Return to Top 50 Homepage

JAMES ABBOTT MCNEILL WHISTLER
(American, 1834-1903)
Limehouse, 1878
Lithotint on chine collé
6 7/8 x 10 9/16”
Gift of Ross W. Sloniker 1947.2.1

One of the most celebrated American artists of the nineteenth century, Whistler—a painter, printmaker, designer, and collector—was born in Lowell, Massachusetts. At the age of nine he moved with his family to St. Petersburg, Russia, where he began the first of many art lessons. In 1848 the young Whistler moved again, to Bristol, England. On holidays spent in London, he attended lectures at the Royal Academy and, through the connections of his brother-in-law, moved in sophisticated circles of art collectors and enthusiasts. Whistler returned to America in 1851 to attend the United States Military Academy at West Point. Here, he continued to pursue his artistic interests by attending courses offered by the American painter Robert W. Weir. He left West Point in 1854, and a year later, Whistler sailed for Europe. For the rest of his life, he lived as an expatriate, alternating his time between London and Paris. A contemporary of the Impressionists, Whistler was among the first Westerners to be influenced by the artistic traditions of Japan. A strong advocate of the Aesthetic Movement, Whistler developed an approach that made little distinction between fine and decorative art.

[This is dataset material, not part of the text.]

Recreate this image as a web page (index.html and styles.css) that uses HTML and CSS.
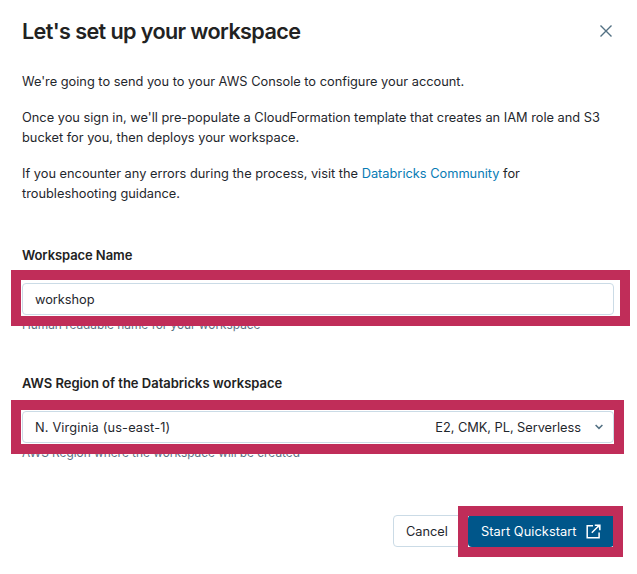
FILE: index.html
```html
<!DOCTYPE html>
<html lang="en">
<head>
<meta charset="utf-8">
<title>Let's set up your workspace</title>
<link rel="stylesheet" href="styles.css">
</head>
<body>
<main class="dialog">
  <header class="header">
    <h1 class="title">Let's set up your workspace</h1>
    <button class="close" aria-label="Close">
      <svg width="12" height="12" viewBox="0 0 12 12"><path d="M.5.5l11 11M11.5.5l-11 11" fill="none" stroke="currentColor" stroke-width="1.4"/></svg>
    </button>
  </header>
  <section class="intro">
    <p>We're going to send you to your AWS Console to configure your account.</p>
    <p>Once you sign in, we'll pre-populate a CloudFormation template that creates an IAM role and S3<br>bucket for you, then deploys your workspace.</p>
    <p>If you encounter any errors during the process, visit the <a class="link">Databricks Community</a> for<br>troubleshooting guidance.</p>
  </section>
  <section class="field">
    <h2 class="label name">Workspace Name</h2>
    <div class="control">
      <span class="text">workshop</span>
      <div class="highlight highlight-name"></div>
    </div>
    <p class="hint">Human readable name for your workspace</p>
  </section>
  <section class="field">
    <h2 class="label">AWS Region of the Databricks workspace</h2>
    <div class="control">
      <span class="text region">N. Virginia (us-east-1)</span>
      <span class="text features">E2, CMK, PL, Serverless</span>
      <svg class="chevron" width="8" height="6" viewBox="0 0 8 6"><path d="M.6 1L4 4.4 7.4 1" fill="none" stroke="currentColor" stroke-width="1.5"/></svg>
      <div class="highlight highlight-region"></div>
    </div>
    <p class="hint">AWS Region where the workspace will be created</p>
  </section>
  <footer class="actions">
    <button class="button cancel"><span class="text">Cancel</span></button>
    <button class="button primary">
      <span class="text start">Start Quickstart</span>
      <svg width="15" height="15" viewBox="0 0 15 15"><path d="M7 1.8H1.2v12h11.9V8.5M5.8 8.8l6.5-6.5" fill="none" stroke="currentColor" stroke-width="1.5"/><path d="M8.8.4h5.8v5.8h-1.5l-.1-2.5-1.7-1.7-2.5-.1z" fill="currentColor"/></svg>
      <div class="highlight highlight-start"></div>
    </button>
  </footer>
</main>
</body>
</html>
```

FILE: styles.css
```css
* { box-sizing: border-box; margin: 0; padding: 0; }
body {
  background: #fff;
  color: #1f272d;
  font: 400 12.8px/20px Inter, "Liberation Sans", sans-serif;
}
button { font: inherit; color: inherit; background: none; border: 0; }
svg { display: block; flex: none; }
.dialog { width: 637px; height: 574px; padding: 15px 23px 0 22px; overflow: hidden; }
.header { display: flex; align-items: center; height: 32px; justify-content: space-between; }
.title { font-size: 21.6px; line-height: 32px; font-weight: 600; color: #222; letter-spacing: -0.61px; }
.close { color: #527083; padding: 2px; }
.intro { margin-top: 25px; white-space: nowrap; }
.intro p { margin-bottom: 16px; }
.link { color: #077bb5; }
.field { height: 128px; }
.intro + .field { margin-top: 41px; }
.label { font-size: 13px; line-height: 20px; font-weight: 600; color: #222; letter-spacing: -0.01px; }
.name { letter-spacing: -0.08px; }
.control {
  position: relative;
  display: flex;
  align-items: center;
  height: 32px;
  margin-top: 18px;
  padding: 0 10px 0 12px;
  border: 1px solid #cbdbe6;
  border-radius: 4px;
}
.text { display: block; padding-top: 2px; letter-spacing: -0.03px; }
.region { letter-spacing: 0.15px; }
.features { margin-left: auto; margin-right: 14px; }
.start { letter-spacing: 0.06px; }
.chevron { color: #527083; }
.hint { font-size: 11.85px; color: #5a7182; }
.highlight { position: absolute; border: 10px solid #c02d59; pointer-events: none; }
.highlight-name { top: -14px; left: -12px; width: 619px; height: 56px; }
.highlight-region { top: -12px; left: -12px; width: 613px; height: 54px; }
.highlight-start { top: -9px; left: -10px; width: 165px; height: 51px; }
.actions { display: flex; margin-top: 14px; }
.button { height: 32px; border-radius: 4px; }
.cancel { width: 75px; border: 1px solid #cbdbe6; margin-left: 371px; padding-left: 12px; text-align: left; }
.primary { position: relative; display: flex; align-items: center; width: 146px; padding: 0 13px; background: #00568a; color: #fff; justify-content: space-between; white-space: nowrap; }
```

Whistler was an extremely controversial artist, and his experimental paintings emphasized color, line, and form rather than subject matter. He explained that the identity of the sitter was irrelevant in his most famous work, Arrangement in Gray and Black No. 1, popularly known as “Whistler’s Mother.” His notion that art is a design—an arrangement of forms—before it is a description of a person or place was a radical notion that anticipated twentieth-century abstraction. In Limehouse, Whistler exploited the compositional devices of flat tone and loose line in this scene of the dockyard at Limehouse in London. The artist created this lithotint—a printing process that simulates watercolor by applying ink washes on a specially prepared lithograph stone—while floating down the Thames on a barge.